= Madison College (Pennsylvania) =

Methodist college in Uniontown, Pennsylvania, US (1827–1857)

Madison College was an educational institution in Uniontown, Pennsylvania, operated by the Methodist Episcopal Church. The college was chartered by the Pennsylvania legislature in 1827, and it was operated by the Methodist Episcopal Church until 1832, after which it became associated with the Cumberland Presbyterian Church. Andrew Stewart was instrumental in its physical construction.

Henry Bidleman Bascom was the first president, 1827–29, and Charles Elliott (languages) and John H. Fielding (mathematics) were the first professors. After Bascom left, Fielding then served as president between 1829 and 1831, and John Clark took over Fielding's math professorship. Among the students of the late 1820s were William Hunter and Rice G. Hopwood. Waitman T. Willey was the first graduate of the college, and the second graduating class contained six students: James H. McMechen, Alfred Sturgis, James A. Van Dyke, Philip Ross, Samuel Austin, and William Austin. Bishop Matthew Simpson, who gave the funeral speech at Abraham Lincoln's funeral, was an alumnus. Thomas Brownfield Searight, William H. Barclay, and James F. Dayton also attended the college, and Wilton B. Goff was a professor of mathematics and natural science.

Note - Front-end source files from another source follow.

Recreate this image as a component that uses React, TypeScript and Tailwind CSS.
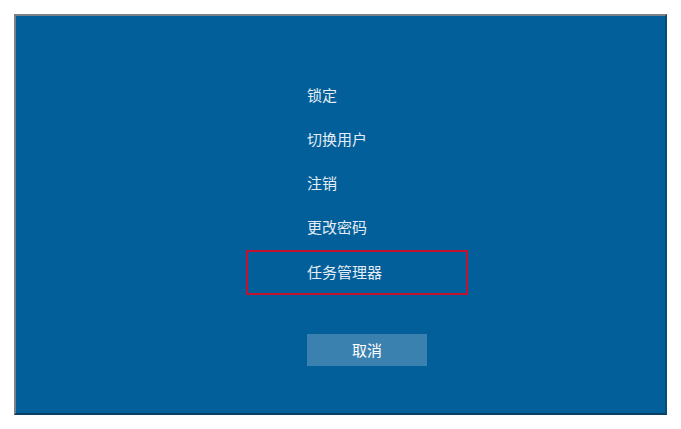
import React from "react";

const items = ["锁定", "切换用户", "注销", "更改密码"];

export default function App() {
  return (
    <div
      className="w-[681px] h-[429px] bg-white pl-[14px] pt-[14px]"
      style={{ fontFamily: '"Microsoft YaHei", "Noto Sans CJK SC", sans-serif' }}
    >
      <div className="w-[653px] h-[401px] bg-[#025f99] border-l-2 border-t-2 border-l-[#7b8186] border-t-[#7b8186] border-r-2 border-b-2 border-r-[#0c4a73] border-b-[#0a3f63]">
        <div className="ml-[230px] mt-[58px] w-[222px] flex flex-col">
          {items.map((t) => (
            <div key={t} className="h-[44px] flex items-center pl-[61px] pb-[1px] text-[15px] text-[#e4edf5]">
              {t}
            </div>
          ))}
          <div className="h-[45px] flex items-center pl-[59px] text-[15px] text-[#e4edf5] border-2 border-[#c3122f]">
            任务管理器
          </div>
          <div className="ml-[61px] mt-[39px] w-[120px] h-[32px] bg-[#3b81b0] flex items-center justify-center text-[15px] text-white">
            取消
          </div>
        </div>
      </div>
    </div>
  );
}
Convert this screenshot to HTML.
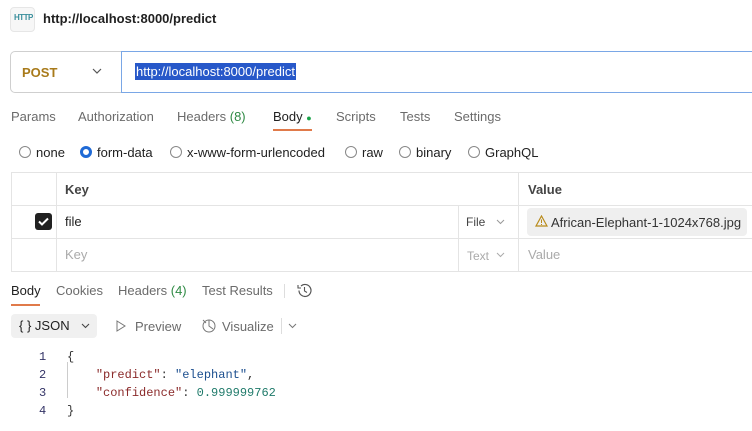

Richard H. Ball was inaugurated as president of Madison College on Sept. 1, 1851, at which time the college was under the auspices of the Methodist Protestant Church. Faculty members during the 1850s included J.F. Crocker (mathematics), W.J.T. Carroll (languages), J. Dawson (chemistry), J.B. Howell (law), Augustus Mot (modern languages), and G.B. McElroy (preparatory department). Francis Waters was selected as president in summer 1853 but left later that fall because of family illness; Samuel K. Cox became the interim president and then was named president in summer 1854. For the fall 1855 session, George Brown was president of the college, and the faculty consisted of P.S. Bancroft (mathematics and science), M.B. Goff (languages), and George B. McElroy (English and preparatory department). The college's final session occurred in fall 1857, with George Brown serving as president and John Deford (an alumnus of the college), William Campbell, and Amos Hutton serving as faculty for the several dozen students enrolled. The growing division between north and south over the issue of slavery, plus the establishment of some additional religiously affiliated colleges in the southern states that attracted southern money and students, contributed significantly to the demise of Madison College.

The facility was used as a school for orphans of soldiers after the Civil War. In the late 1880s the buildings were used by the Gilbert Collegiate Institute, which was run by C.A. Gilbert.